AAPS Sues Over HIPPA, Claims Privacy Regs Will Risk Lives – Association of American Physicians and Surgeons – Health Insurance Portability and Accountability Act of 1996

AAPS Sues Over HIPPA, Claims Privacy Regs Will Risk Lives – Association of American Physicians and Surgeons – Health Insurance Portability and Accountability Act of 1996 – Brief Article

Tucson, Ariz.

The Association of American Physicians and Surgeons is filing a lawsuit to halt implementation of the Health Insurance Portability and Accountability Act set to go into effect April 14, 2003.

Coinciding with the suit, AAPS also released findings from a national survey of physicians showing virtually unanimous support for halting the privacy regulations.

“The rules may create a massive federal mandate that requires every doctor to share patients’ records with the federal government without patient consent,” Kathryn Serkes, AAPS public affairs counsel, said. “Even more alarming is that patients may be refused medical treatment if they won’t consent to disclosure.”

Of paramount concern to the group and the physicians it represents is that a patient’s privacy could be violated and the requirements could destroy patient-doctor confidentiality.

AAPS said there’s already a problem within the physician community with doctors withholding patient information at the patient’s request. According to the AAPS’ poll, which sampled 344 physicians nationwide, nearly 78 percent of physicians said they have withheld information from a patient’s record due to privacy concerns. The poll did point out that only 19 percent admitted lying to protect a patient’s privacy, but 74 percent said they withheld information for that reason.
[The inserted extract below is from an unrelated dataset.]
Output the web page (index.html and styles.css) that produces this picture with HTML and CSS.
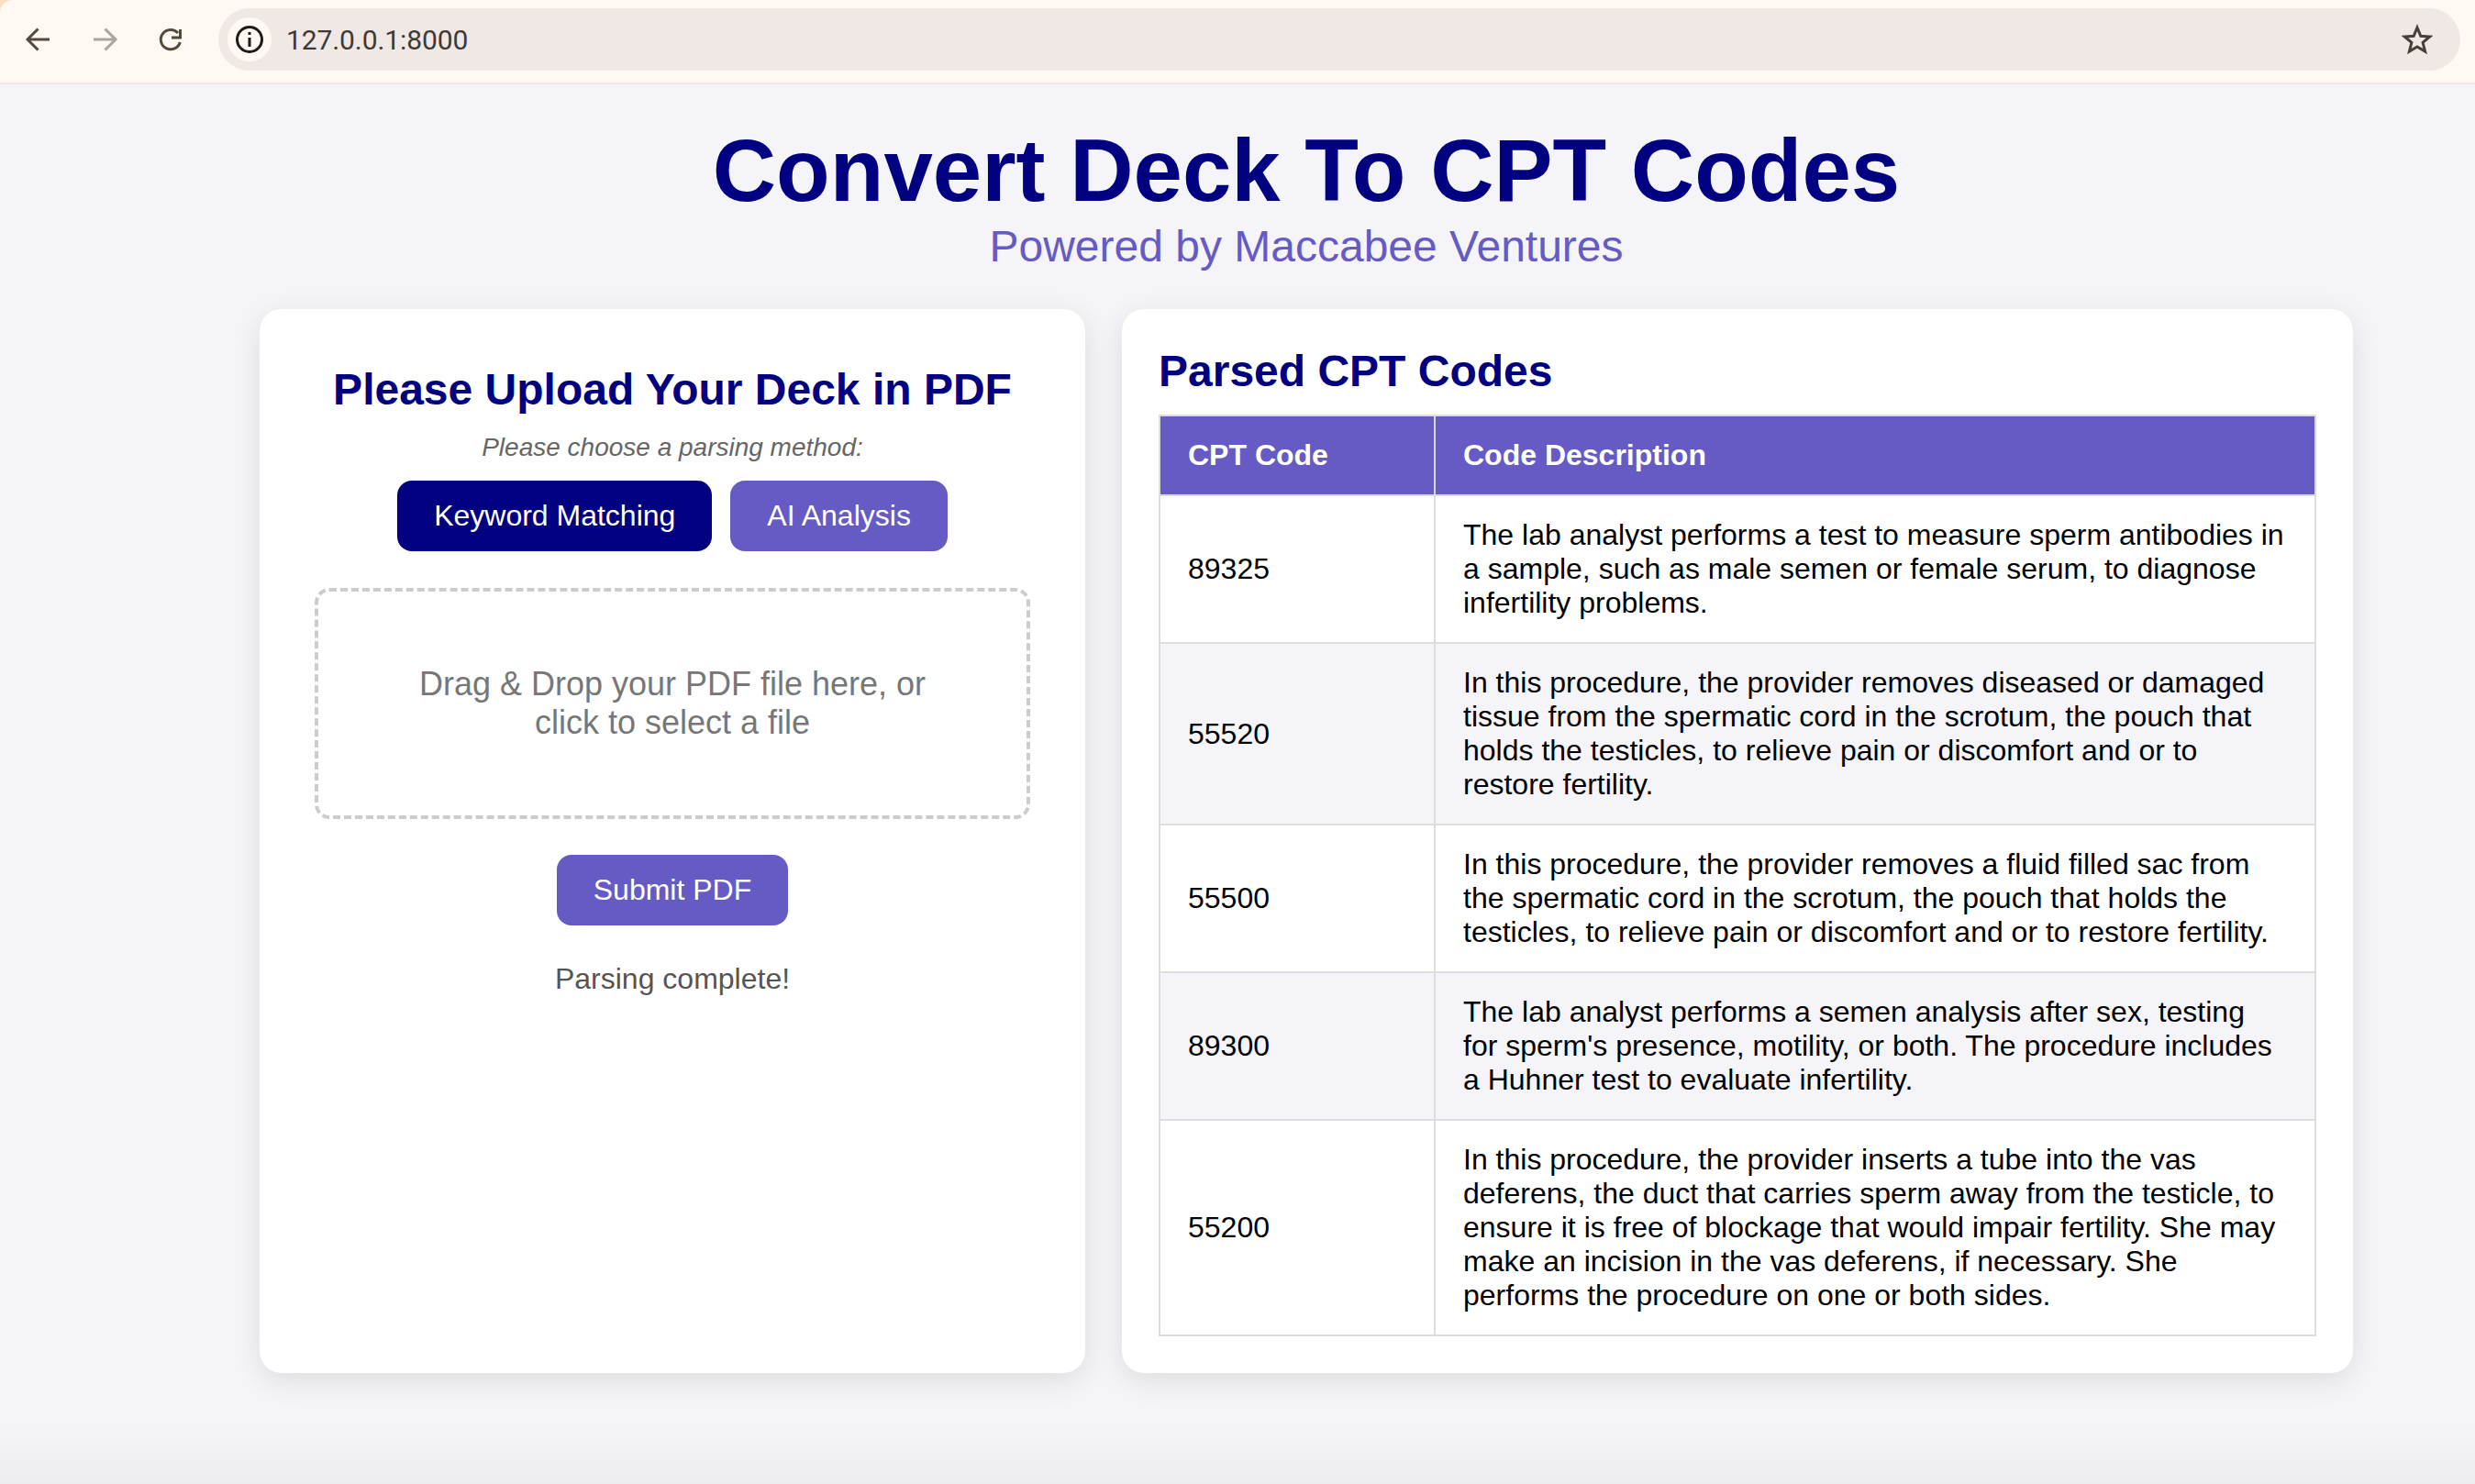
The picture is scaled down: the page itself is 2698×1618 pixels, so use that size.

“Patients are withholding information, and doctors are lying because of privacy concerns,” Serkes said. “The obvious conclusion is that these rules will only exacerbate the situation to the point of distorted, incomplete and potentially dangerous medical records becoming the norm. Physicians’ ethics will be further challenged – the choice between government compliance and lying for a patient.

“While masquerading as patient protection, the rules would actually eliminate any last shred of confidentiality and risk lives,” Serkes added.